Monday, June 05, 2006

How about a constitutional amendment banning heterosexual divorce?

I've been listening to the Alliance for Marriage press conference as they push for passage of the marriage amendment today. The first thing that I noticed is that almost every person that spoke on their behalf today was a religious leader of some sort, and again they were dancing around their true agenda. If you listen to what they are saying out loud, you would think that their support of the marriage amendment was designed to help ensure that children in america don't grow up in single parent families, and that their support has nothing to do with the desire to enshrine their own religious views into the constitution to limit the rights of an oppressed minority. They keep saying it's not religious bigotry, or social bigotry, but a genuine concern for the state of the american family, which by their own descriptions is in a sorry state of decline.
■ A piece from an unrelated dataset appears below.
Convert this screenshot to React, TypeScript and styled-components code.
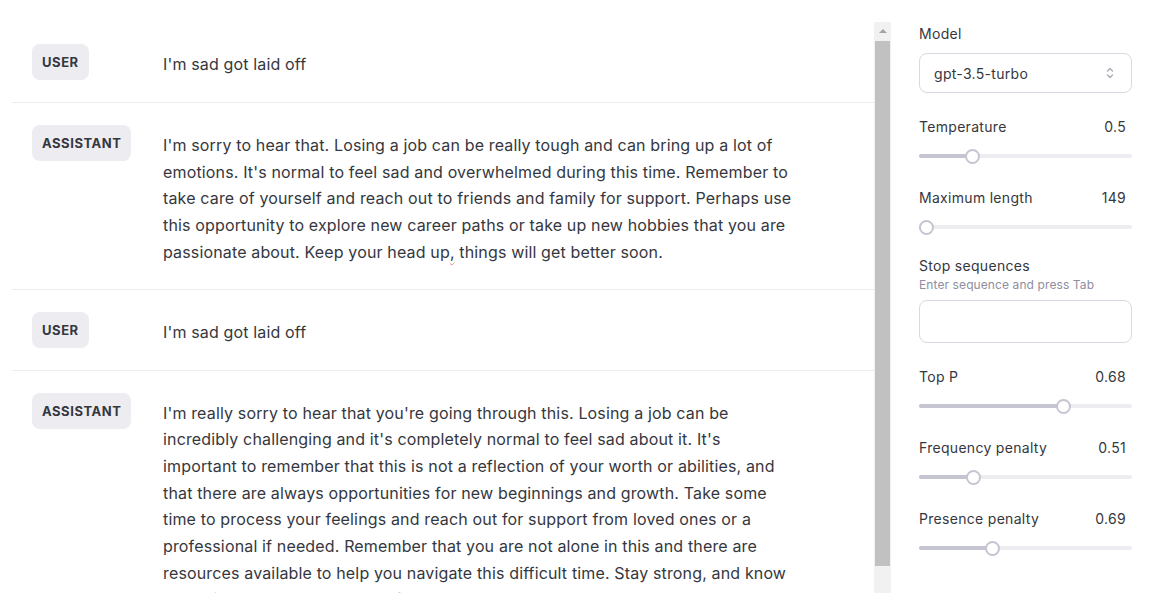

Well, if the american family is in a state of decline, it isn't because of same sex couples folks. Same sex marriage is not a cause of heterosexual divorce, or heterosexual promescuity outside of marriage, or rising numbers of unwed teenagers becoming parents. Remember that WE are the minority, and the overwhelming role model for young people in this country is now, and has always been heterosexual marriage. If it's in decline, don't point your finger at us and try to use it to justify writing your bigoted agenda into the constitution.

If the goal of this legislation is to prevent fractured families and single parent homes, then how about a ban against HETEROSEXUAL divorce? It makes about as much sense. If your goal is to "save" heterosexual marriage, then why be looking at relationships that have nothing to do with it and hoping that by diminsihing them, you somehow improve your own familial relationships? The answer is really pretty simple. They are not seeking to strengthing families, or protect children. They are trying to force their particular religious opinions on everyone, in every state. But they can't SAY that, not overtly anyway. They have to make their argument be about something other than their religious views, because they know that making the issue based on those views would preclude it from being written into the constitution based on the first sentnce of the bill of rights.

What we're seeing now is an attempt to amend the constitution by using the back door, because the separation of church and state is blocking the front door.

1 comment:

  1. Anonymous10:11 PM

    I came across you remark regarding banning heterosexual divorce, adn reply:

    Speaking Biblically, homosexuality is condemned as "an abomination before God" in Leviticus CH 19.
    Furthermore, according to the Moses Laws, homosexuals are to be stoned to death.

    Obviously, we have progressed as a society in that we do not stone people, because we are of sinful nature ourselves; therefore we do not have the right.

    We do, however, have the right to believe whether or not we feel homosexuality is a sin, or whether we believe it fails in the definition of a "marriage."

    Likewise, divorce is condemned by Jesus in the Bible, in which he says "He who divorces his wife, thus forcing her to re-wed, forces her to commit adultery."

    However, the Laws of Moses permitted divorce as a social law, while Jesus openly condemned this activity.

    From a religious point of view,
    I agree with your remark that divorce should be banned. However, as a religious person, I also believe that homosexuality does not have any place in the life of a God-fearing person.

    That's my current religious take.